Il m’est arrivé d’entendre des remarques désagréables du genre : « Viviane, elle a retourné sa veste », « Oh elle a fait sa piqûre de rappel ! », ou encore « Tu n’es pas une vraie lesbienne ». Est ce qu’être lesbienne c’est avoir une aversion pour tout organe phallique ? A cette définition, toutes les lesbiennes possédant des sex-toys sont exclue de la communauté. A ces différentes personnes j’ai répondu que pour moi le pénis ou la pénétration n’était pas un problème. Ce n’est qu’un moyen, parmi tant d’autres, pour une femme de prendre son plaisir. Pour moi ce n’est pas le moyen mais l’approche, la manière de donner, partager le plaisir qui est importante. Les femmes savent penser le plaisir autrement que par la pénétration, elles exploitent chaque moyen de réveiller le désir de l’autre tantôt avec sensualité tantôt avec fougue. Les hommes, pas tous bien sûr, sont trop souvent attachés à leur nature de mâle et y centralisent leur sexualité.
De par sa féminité exacerbée, sa quête du genre féminin, Sélène aime comme une femme. Et je vous avouerai qu’elle m’a bien mieux fait l’amour que mes précédentes expériences avec des femmes cisgenre. Dans nos relations c’est même moi qui parfois me suis trouvée quelque peu embarrassée. Comment ne pas altérer cette féminité ? Comment ne pas la choquer ? Comment trouver une approche qui ne fasse pas trop « hétéro » ? Et oui j’avais peur que par certains gestes elle se dise « Oh celle là elle m’a prise pour tester, pour expérimenter avec mon corps ». Car oui certaines femmes, bisexuelles, sont très intéressées par l’aspect encore ambivalent des transgenres non opérées. Ce qui est choquant car cela réduit la transidentité à la seule dimension de sexualité. Je faisais donc attention à chacun de mes gestes, à la manière d’amener le désir de façon très féminine, aussi féminine qu’elle le souhaitait. Je n’ai jamais autant réfléchis en faisant l’amour ! En parlant, elle a levé toutes mes craintes car, malgré toute ma prudence, je lui ai fais l’amour comme elle, comme je voudrais qu’on me le fasse : comme une femme. Je suis restée naturelle, l’amour avec Sélène c’est ce dont j’ai toujours rêvé : tendre et romantique, sensuel, parfois fougueux, voire même très créatif mais surtout féminin…

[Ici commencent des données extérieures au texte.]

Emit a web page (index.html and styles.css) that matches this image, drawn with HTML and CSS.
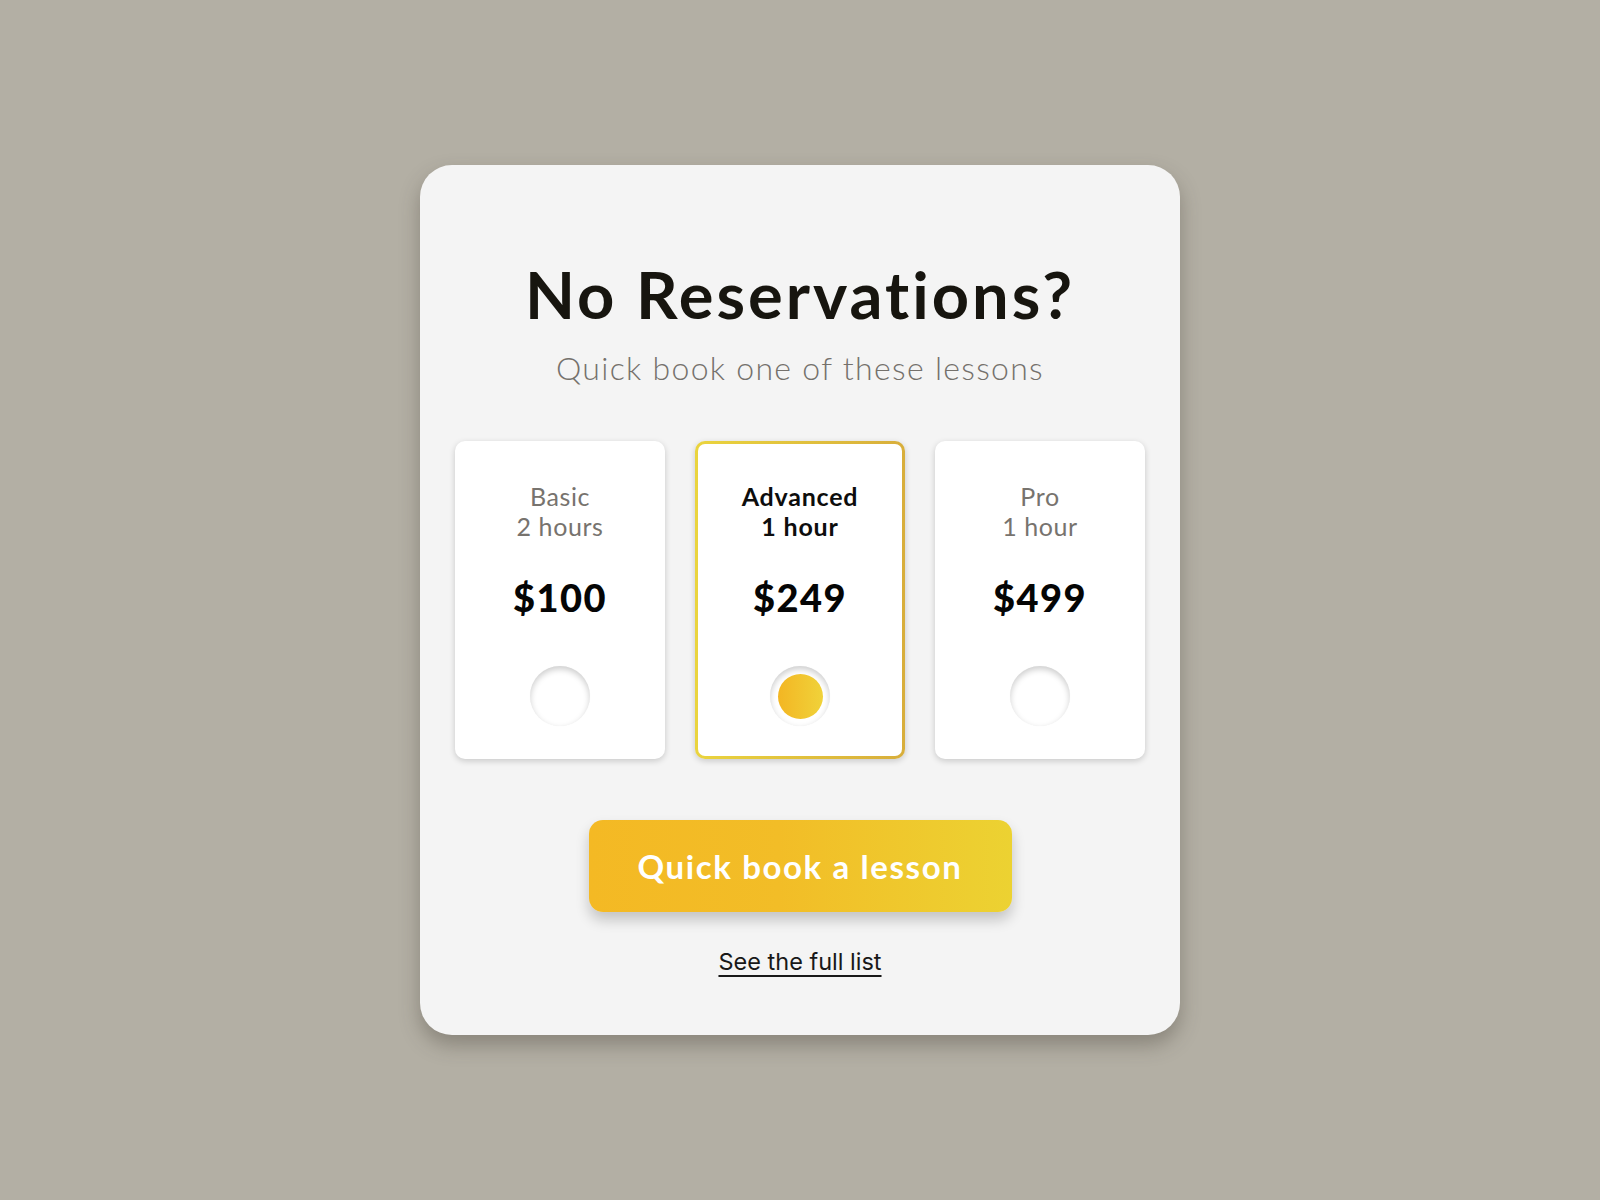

Aimer une transgenre, c’est aimer quelqu’un pour ce qu’il est, pour ce qu’il veut être. C’est passer au-delà des apparences, du corps. Ouvrir son esprit, réfléchir à ce que l’on aime vraiment pour mieux ouvrir son cœur. Ma Sélène c’est mon idéal féminin, je doute de trouver quelqu’un(e) de plus féminin et plus charismatique qu’elle dans tout ce qu’elle fait. Par ce qu’elle est, par son genre féminin si développé, elle m’a touché. J’espère pouvoir être encore à ses côtés quand elle passera de transgenre à cisgenre car se sera une très, très belle femme. Grâce à elle, je suis arrivée à la conclusion que je ne suis pas homosexuelle, mais homogenre.
Viviane, 24 ans.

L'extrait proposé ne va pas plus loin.